## What the task asks
Your task is to reproduce, verbatim and without pictures, the lines from the opening of the listing through the line containing "const ALL = 'all detected responses';".

-- begin Given material --

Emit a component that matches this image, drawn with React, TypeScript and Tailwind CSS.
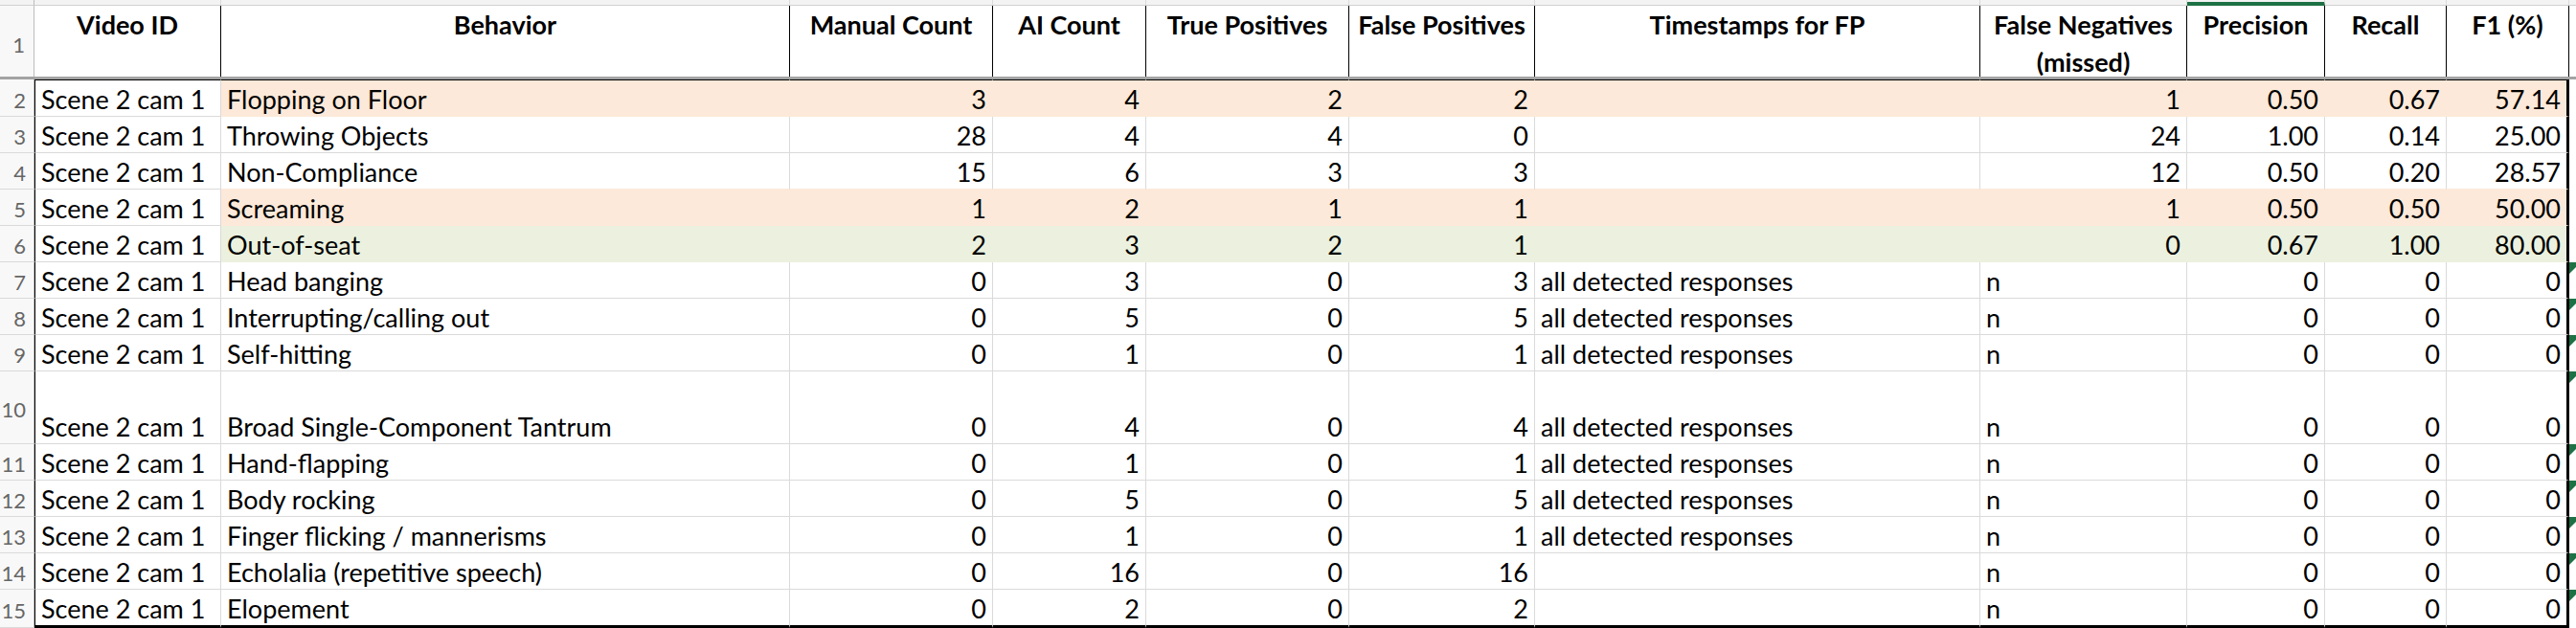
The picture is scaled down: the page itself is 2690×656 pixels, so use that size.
import React from 'react';

type Fill = 'peach' | 'green';

interface SheetRow {
  n: number;
  behavior: string;
  values: (string | number)[];
  fill?: Fill;
  tall?: boolean;
  flag?: boolean;
}

const columns = [
  { title: 'Video ID', w: 'w-[195px]' },
  { title: 'Behavior', w: 'w-[594px]' },
  { title: 'Manual Count', w: 'w-[212px]' },
  { title: 'AI Count', w: 'w-[160px]' },
  { title: 'True Positives', w: 'w-[212px]' },
  { title: 'False Positives', w: 'w-[194px]' },
  { title: 'Timestamps for FP', w: 'w-[465px]' },
  { title: 'False Negatives (missed)', w: 'w-[216px]' },
  { title: 'Precision', w: 'w-[144px]' },
  { title: 'Recall', w: 'w-[127px]' },
  { title: 'F1 (%)', w: 'w-[128px]' },
];

const ALL = 'all detected responses';

const rows: SheetRow[] = [
  { n: 2, behavior: 'Flopping on Floor', values: [3, 4, 2, 2, '', 1, '0.50', '0.67', '57.14'], fill: 'peach' },
  { n: 3, behavior: 'Throwing Objects', values: [28, 4, 4, 0, '', 24, '1.00', '0.14', '25.00'] },
  { n: 4, behavior: 'Non-Compliance', values: [15, 6, 3, 3, '', 12, '0.50', '0.20', '28.57'] },
  { n: 5, behavior: 'Screaming', values: [1, 2, 1, 1, '', 1, '0.50', '0.50', '50.00'], fill: 'peach' },
  { n: 6, behavior: 'Out-of-seat', values: [2, 3, 2, 1, '', 0, '0.67', '1.00', '80.00'], fill: 'green' },
  { n: 7, behavior: 'Head banging', values: [0, 3, 0, 3, ALL, 'n', 0, 0, 0], flag: true },
  { n: 8, behavior: 'Interrupting/calling out', values: [0, 5, 0, 5, ALL, 'n', 0, 0, 0], flag: true },
  { n: 9, behavior: 'Self-hitting', values: [0, 1, 0, 1, ALL, 'n', 0, 0, 0], flag: true },
  { n: 10, behavior: 'Broad Single-Component Tantrum', values: [0, 4, 0, 4, ALL, 'n', 0, 0, 0], flag: true, tall: true },
  { n: 11, behavior: 'Hand-flapping', values: [0, 1, 0, 1, ALL, 'n', 0, 0, 0], flag: true },
  { n: 12, behavior: 'Body rocking', values: [0, 5, 0, 5, ALL, 'n', 0, 0, 0], flag: true },
  { n: 13, behavior: 'Finger flicking / mannerisms', values: [0, 1, 0, 1, ALL, 'n', 0, 0, 0], flag: true },
  { n: 14, behavior: 'Echolalia (repetitive speech)', values: [0, 16, 0, 16, '', 'n', 0, 0, 0], flag: true },
  { n: 15, behavior: 'Elopement', values: [0, 2, 0, 2, '', 'n', 0, 0, 0], flag: true },
];

const fillBg: Record<Fill, string> = { peach: 'bg-[#fde9d9]', green: 'bg-[#ebf1de]' };
const fillBorderR: Record<Fill, string> = { peach: 'border-r-[#fde9d9]', green: 'border-r-[#ebf1de]' };
const fillBorderB: Record<Fill, string> = { peach: 'border-b-[#fde9d9]', green: 'border-b-[#ebf1de]' };

const isNumeric = (v: string | number) => typeof v === 'number' || /^\d+(\.\d+)?$/.test(v);

function rowHeight(row: SheetRow, last: boolean) {
  if (row.n === 2) return 'h-[39px]';
  if (last) return 'h-[40px]';
  if (row.tall) return 'h-[76px]';
  return 'h-[38px]';
}

function ErrorFlag() {
  return (
    <svg width="7" height="12" viewBox="0 0 7 12" className="block">
      <polygon points="0,0 12,0 0,12" fill="#1e7145" />
    </svg>
  );
}

export default function App() {
  return (
    <div className="w-[2690px] h-[656px] overflow-hidden bg-white text-black font-['Lato',sans-serif] text-[27px]">
      {/* column letter strip (scrolled off) */}
      <div className="flex h-[6px]">
        <div className="w-[36px] shrink-0 bg-[#f3f3f3] border-r border-r-[#bdbdbd] border-b border-b-[#d0d0d0]" />
        {columns.map((col) => (
          <div
            key={col.title}
            className={`${col.w} shrink-0 bg-[#f3f3f3] border-r border-r-[#dadada] ${
              col.title === 'Precision' ? 'border-b-[4px] border-b-[#1e7145]' : 'border-b border-b-[#d0d0d0]'
            }`}
          />
        ))}
        <div className="flex-1 bg-[#f3f3f3] border-b border-b-[#d0d0d0]" />
      </div>

      {/* header row */}
      <div className="flex h-[74px]">
        <div className="w-[36px] shrink-0 pt-[28px] pr-[9px] text-right bg-[#f8f8f8] border-r border-r-[#bdbdbd] text-[22px] leading-[26px] text-[#666]">
          1
        </div>
        {columns.map((col) => (
          <div
            key={col.title}
            className={`${col.w} shrink-0 overflow-hidden border-r border-r-black px-[2px] text-center font-bold leading-[39px]`}
          >
            {col.title}
          </div>
        ))}
        <div className="flex-1" />
      </div>

      {/* frozen pane line */}
      <div className="h-[3px] bg-[#a3a3a3]" />

      {rows.map((row, i) => {
        const last = i === rows.length - 1;
        const next = rows[i + 1];
        const cells: (string | number)[] = ['Scene 2 cam 1', row.behavior, ...row.values];

        return (
          <div key={row.n} className={`flex ${rowHeight(row, last)}`}>
            <div className="w-[36px] shrink-0 flex items-center justify-end pt-[5px] pr-[8px] bg-[#f8f8f8] border-r border-r-[#bdbdbd] border-b border-b-[#dadada] text-[22px] text-[#666] leading-[26px]">
              {row.n}
            </div>

            {cells.map((value, ci) => {
              const filled = row.fill && ci >= 1 ? row.fill : undefined;
              const numeric = ci >= 2 && isNumeric(value);

              let right = 'border-r border-r-[#dadada]';
              if (ci === 10) right = 'border-r-[3px] border-r-black';
              else if (filled) right = `border-r ${fillBorderR[filled]}`;

              let bottom = 'border-b border-b-[#dadada]';
              if (last) bottom = 'border-b-[3px] border-b-black';
              else if (filled) bottom = `border-b ${fillBorderB[filled]}`;
              else if (next?.fill && ci >= 1) bottom = `border-b ${fillBorderB[next.fill]}`;

              return (
                <div
                  key={ci}
                  className={`${columns[ci].w} shrink-0 flex items-end whitespace-nowrap leading-[35px] ${
                    numeric ? 'justify-end pr-[6px]' : 'justify-start pl-[6px]'
                  } ${filled ? fillBg[filled] : 'bg-white'} ${right} ${bottom} ${
                    row.n === 2 ? 'border-t border-t-black' : ''
                  } ${ci === 0 ? 'border-l border-l-black' : ''}`}
                >
                  {value}
                </div>
              );
            })}

            <div className="flex-1 bg-white">{row.flag && <ErrorFlag />}</div>
          </div>
        );
      })}
    </div>
  );
}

-- end Given material --

## Correct response
Emit a component that matches this image, drawn with React, TypeScript and Tailwind CSS.
The picture is scaled down: the page itself is 2690×656 pixels, so use that size.
import React from 'react';

type Fill = 'peach' | 'green';

interface SheetRow {
  n: number;
  behavior: string;
  values: (string | number)[];
  fill?: Fill;
  tall?: boolean;
  flag?: boolean;
}

const columns = [
  { title: 'Video ID', w: 'w-[195px]' },
  { title: 'Behavior', w: 'w-[594px]' },
  { title: 'Manual Count', w: 'w-[212px]' },
  { title: 'AI Count', w: 'w-[160px]' },
  { title: 'True Positives', w: 'w-[212px]' },
  { title: 'False Positives', w: 'w-[194px]' },
  { title: 'Timestamps for FP', w: 'w-[465px]' },
  { title: 'False Negatives (missed)', w: 'w-[216px]' },
  { title: 'Precision', w: 'w-[144px]' },
  { title: 'Recall', w: 'w-[127px]' },
  { title: 'F1 (%)', w: 'w-[128px]' },
];

const ALL = 'all detected responses';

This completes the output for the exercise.